54% Of European Coal Plants Are Cashflow-Negative, Will Rise To 97% By 2030, Claims Carbon Tracker.
A new report from London-based think-tank Carbon Tracker has concluded that 54% of all EU coal plants are currently loss-making, a number which will increase to 97% by 2030 and that a total phase-out of coal by 2030 could stem utility losses by up to €22 billion ($26 billion).
The new report published this week by Carbon Tracker, Lignite of the living dead: Below 2°C scenario and strategy analysis for EU coal power investors, set out to establish a scenario for the 28 Member States of the European Union of how a transition which is compliant with limiting the rise of global warming to below 2°C would impact the valuation of the region’s coal-fired power plants. Carbon Tracker developed an “asset-level model” which determines a retirement schedule and explains the financial implications for investors.
Confidence in European coal-heavy utilities is increasing in recent times following years of significant losses. German energy companies RWE and Uniper have recently seen their share prices increase by 64% and 79% respectively in 2017, reflecting increasing confidence.
But the future reality of coal does not bear out this confidence continuing for long, and should already be impacting current events if not for a widespread head-in-the-sand mentality to the role of coal in the future energy mix.
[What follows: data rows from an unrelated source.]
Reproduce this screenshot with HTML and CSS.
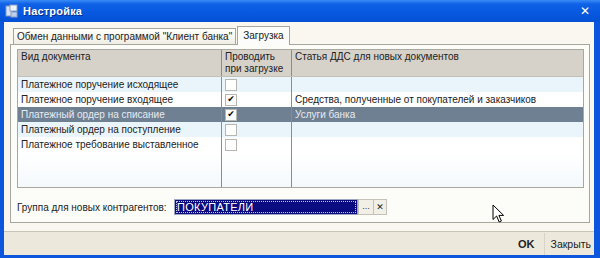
FILE: index.html
```html
<!DOCTYPE html>
<html>
<head>
<meta charset="utf-8">
<link rel="stylesheet" href="styles.css">
</head>
<body>
<div class="window">
  <div class="titlebar">
    <svg class="appicon" width="14" height="14" viewBox="0 0 14 14">
      <rect x="1" y="2" width="6" height="10" fill="#d8e4f4" stroke="#7f98c0" stroke-width="1"/>
      <rect x="5" y="1" width="7" height="6" fill="#f0f4fa" stroke="#8aa0c8" stroke-width="1"/>
      <rect x="6" y="8" width="6" height="5" fill="#c0d0e8" stroke="#8aa0c8" stroke-width="1"/>
    </svg>
    <span class="title">Настройка</span>
    <span class="close">✕</span>
  </div>
  <div class="client">
    <div class="content">
      <div class="tabs">
        <div class="tab">Обмен данными с программой "Клиент банка"</div>
        <div class="tab active">Загрузка</div>
      </div>
      <div class="panel">
        <div class="grid">
          <div class="row head">
            <div class="c1">Вид документа</div>
            <div class="c2">Проводить<br>при загрузке</div>
            <div class="c3">Статья ДДС для новых документов</div>
          </div>
          <div class="row alt">
            <div class="c1">Платежное поручение исходящее</div>
            <div class="c2"><span class="cb"></span></div>
            <div class="c3"></div>
          </div>
          <div class="row">
            <div class="c1">Платежное поручение входящее</div>
            <div class="c2"><span class="cb on">✔</span></div>
            <div class="c3">Средства, полученные от покупателей и заказчиков</div>
          </div>
          <div class="row sel">
            <div class="c1">Платежный ордер на списание</div>
            <div class="c2"><span class="cb on">✔</span></div>
            <div class="c3">Услуги банка</div>
          </div>
          <div class="row alt">
            <div class="c1">Платежный ордер на поступление</div>
            <div class="c2"><span class="cb"></span></div>
            <div class="c3"></div>
          </div>
          <div class="row">
            <div class="c1">Платежное требование выставленное</div>
            <div class="c2"><span class="cb"></span></div>
            <div class="c3"></div>
          </div>
          <div class="row filler">
            <div class="c1"></div>
            <div class="c2"></div>
            <div class="c3"></div>
          </div>
        </div>
        <div class="group">
          <span class="label">Группа для новых контрагентов:</span>
          <div class="field">
            <div class="value"><span>ПОКУПАТЕЛИ</span></div>
            <span class="btn dots">...</span>
            <span class="btn x">✕</span>
          </div>
        </div>
        <svg class="cursor" width="14" height="20" viewBox="0 0 14 20">
          <path d="M1 1 L1 15.5 L4.6 12 L7.2 18 L9.4 17 L6.9 11.4 L11.6 11.4 Z" fill="#fff" stroke="#000" stroke-width="1" stroke-linejoin="round"/>
        </svg>
      </div>
    </div>
    <div class="footer">
      <span class="ok">OK</span>
      <span class="sep"></span>
      <span class="closebtn">Закрыть</span>
    </div>
  </div>
</div>
</body>
</html>
```

FILE: styles.css
```css
* { box-sizing: border-box; }
html, body { margin: 0; padding: 0; }
body {
  width: 600px;
  height: 258px;
  overflow: hidden;
  font-family: "Liberation Sans", Arial, sans-serif;
  font-size: 10px;
  color: #222;
}
.window {
  width: 600px;
  height: 258px;
  display: flex;
  flex-direction: column;
  background: #0b56dc;
  padding: 0 6px 4px 4px;
}
.titlebar {
  height: 22px;
  flex: none;
  display: flex;
  align-items: center;
  margin: 0 -6px 0 -4px;
  padding: 0 10px 0 5px;
  background: linear-gradient(#3a8cf6 0%, #0f62e6 18%, #0758e0 60%, #0550d4 100%);
  color: #fff;
}
.appicon { margin-right: 4px; }
.title {
  font-weight: bold;
  font-size: 11px;
  letter-spacing: 0.2px;
  text-shadow: 1px 1px 0 #0a2d8c;
  flex: 1;
}
.close {
  font-family: "DejaVu Sans", sans-serif;
  font-size: 12px;
  font-weight: bold;
  color: #fff;
}
.client {
  flex: 1;
  display: flex;
  flex-direction: column;
  background: #f9f7ef;
}
.content {
  flex: 1;
  padding: 4px 0 0 6px;
  display: flex;
  flex-direction: column;
}
.tabs {
  display: flex;
  height: 18px;
  padding-left: 3px;
  align-items: flex-end;
}
.tab {
  height: 16px;
  padding: 0 3px;
  line-height: 15px;
  border: 1px solid #a7a69c;
  border-bottom: none;
  background: linear-gradient(#fffffb, #efede4);
  font-size: 10px;
  color: #222;
  position: relative;
  z-index: 0;
}
.tab.active {
  height: 19px;
  padding: 0 5px;
  line-height: 17px;
  background: #fcfcfa;
  margin-left: 1px;
  z-index: 2;
  margin-bottom: -1px;
}
.panel {
  width: 580px;
  height: 179px;
  border: 1px solid #a7a69c;
  background: #fcfcf8;
  padding: 4px 6px 0 6px;
  position: relative;
  z-index: 1;
}
.grid {
  border: 1px solid #a9a89e;
  height: 139px;
  display: flex;
  flex-direction: column;
  background: #fff;
  width: 567px;
}
.row {
  display: flex;
  height: 15px;
  line-height: 15px;
  font-size: 10px;
  flex: none;
}
.row > div { overflow: hidden; white-space: nowrap; }
.c1 { width: 204px; padding-left: 3px; border-right: 1px solid #8c8c8c; }
.c2 { width: 70px; padding-left: 3px; border-right: 1px solid #8c8c8c; display: flex; align-items: center; }
.c3 { flex: 1; padding-left: 3px; }
.row.head {
  height: 27px;
  line-height: 12px;
  background: #d6d2ca;
  border-bottom: 1px solid #c2c0b8;
}
.row.head > div { padding-top: 1px; }
.row.head .c2 { display: block; }
.row.alt { background: #eaf5fb; }
.row.sel { background: #6f8092; color: #e6ecf2; }
.row.filler { flex: 1; background: linear-gradient(#fff 0%, #f4f9fc 100%); }
.cb {
  width: 12px;
  height: 12px;
  border: 1px solid #b7b7b0;
  background: #fff;
  display: inline-flex;
  align-items: center;
  justify-content: center;
  font-family: "DejaVu Sans", sans-serif;
  font-size: 9px;
  line-height: 1;
  color: #000;
}
.group {
  display: flex;
  align-items: center;
  height: 36px;
  padding-top: 2px;
}
.label {
  width: 157px;
  white-space: nowrap;
  font-size: 10px;
}
.field { display: flex; height: 16px; }
.value {
  width: 184px;
  background: #0c0c82;
  border: 1px solid #9fa6c4;
  padding: 1px;
}
.value span {
  display: block;
  height: 100%;
  outline: 1px dotted #c6c6e6;
  outline-offset: -1px;
  color: #fff;
  font-size: 11px;
  line-height: 12px;
  padding-left: 1px;
  letter-spacing: 0.3px;
}
.btn {
  width: 14px;
  height: 16px;
  border: 1px solid #c4c2b8;
  background: #f2f0e6;
  font-size: 9px;
  display: flex;
  align-items: center;
  justify-content: center;
  color: #333;
}
.btn.dots { width: 15px; border-right: none; align-items: flex-end; padding-bottom: 3px; }
.btn.x { font-family: "DejaVu Sans", sans-serif; font-weight: bold; font-size: 9px; color: #222; }
.cursor {
  position: absolute;
  left: 481px;
  top: 159px;
}
.footer {
  height: 24px;
  flex: none;
  border-top: 1px solid #c8c5b8;
  background: #ece9dc;
  display: flex;
  align-items: center;
  justify-content: flex-end;
  padding-right: 3px;
  margin-top: 8px;
}
.ok {
  font-weight: bold;
  font-size: 11px;
  margin-right: 9px;
}
.sep {
  width: 1px;
  height: 22px;
  background: #d6d3c8;
  margin-right: 6px;
}
.closebtn {
  font-size: 10.5px;
}
```
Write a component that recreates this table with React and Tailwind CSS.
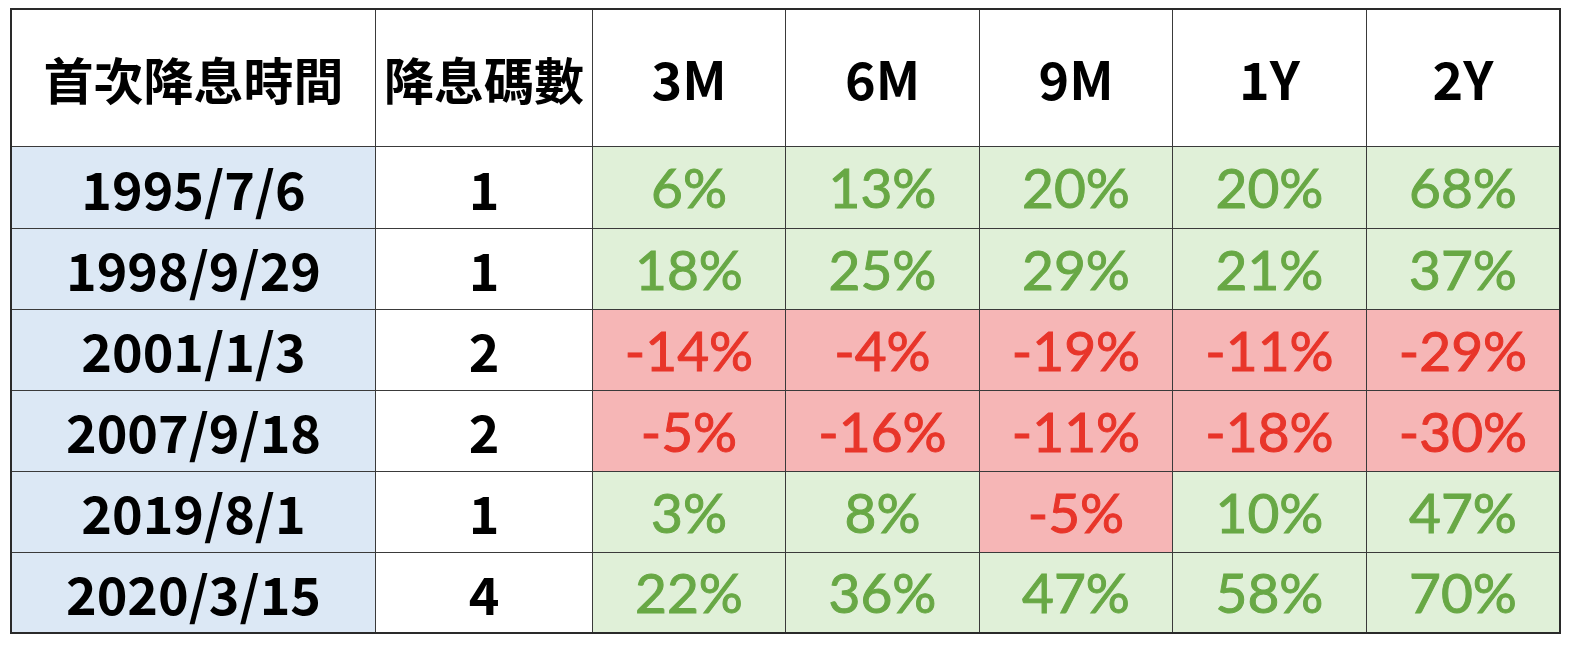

According to Carbon Tracker, falling renewable energy costs, air pollution regulations, and rising carbon prices will continue to undermine the economics of coal power in the EU, potentially making generation assets unusable by 2030.
Specifically, Lignite of the living dead reveals that 54% of coal is already cashflow-negative today, a number which will only increase to 97% by 2030 which would make the coal industry reliant on lobbying to secure capacity market payments — a process the European Commission is looking to prohibit by 2025 — and avoid air pollution regulations. Further, from a purely market-based perspective, the levelized cost of electricity (LCoE) for coal-fired power plants could be (and is likely to be) higher than the LCoE of onshore wind by 2024, and solar PV by 2027 — a prediction which, in this author’s humble opinion, is severely underestimating the likely price declines for both renewable technologies.
The final cost of these findings is revealed in the claim that the European Union could avoid €22 billion ($26 billion) in losses by phasing out coal power in line with the Paris Agreement, rather than letting it maintain its current stranglehold on the European energy mix.
54% of operating coal capacity is cashflow-negative today, increasing to 97% by 2030
“The changing economics of renewables, as well as air pollution policy and rising carbon prices, has put EU coal power in a death spiral,” said Matt Gray, Carbon Tracker analyst and co-author of the report. “Utilities can’t do much to stop this other than drop coal or lobby governments and hope they will bail them out.”
RWE and Uniper — which are currently experiencing a modicum of success — could avoid losses of €5.3 billion and €1.7 billion respectively if they move to close coal-fired power plants before 2030, a move which could cut losses for all of Europe’s 15 largest coal plant operators (except for Italy’s Enel and Romania’s CE Oltenia).
Unfortunately, the common-sense argument presented by Carbon Tracker — alongside the common-sense argument presented by the decreasing costs of renewable energy sources like onshore and offshore wind, and solar PV — will not necessarily be enough to change the minds of coal-reliant energy utilities. Lignite of the living dead explains that there are many reasons why utilities may keep their coal plants running at a loss, such as hopes that governments might line up to make capacity payments for guaranteed power supply (similar to the proposal recently made by US Energy Secretary Rick Perry) or pay them to retire their plants; hopes that their competitors will close their own plants, resulting in higher power prices; fear of the clean-up costs of retiring their own coal plants; and political opposition to coal-plant closures by governments for political reasons.
However, when you compare these to the expected stricter European Union air quality standards and the growing investor push for climate risk disclosure, utilities will need to decide between further investing in already unprofitable coal plants, or cutting their losses. Specifically, the new air quality standards will require 70% of EU coal plants to install expensive new technologies to meet the standards — a cost that many utilities may simply be unwilling to suffer. Rising carbon prices could also increase costs for coal-reliant energy utilities, and the European Commission has also proposed banning coal from receiving capacity market payments by 2025 which might undermine the chances of new support from EU Member States.
In the end it feels as if it would be a hard sell for utilities to justify keeping their coal plants open in the long-term — but as we’ve seen countless times over the past decades, common sense doesn’t always come into play for utilities striving to make as much profit as possible.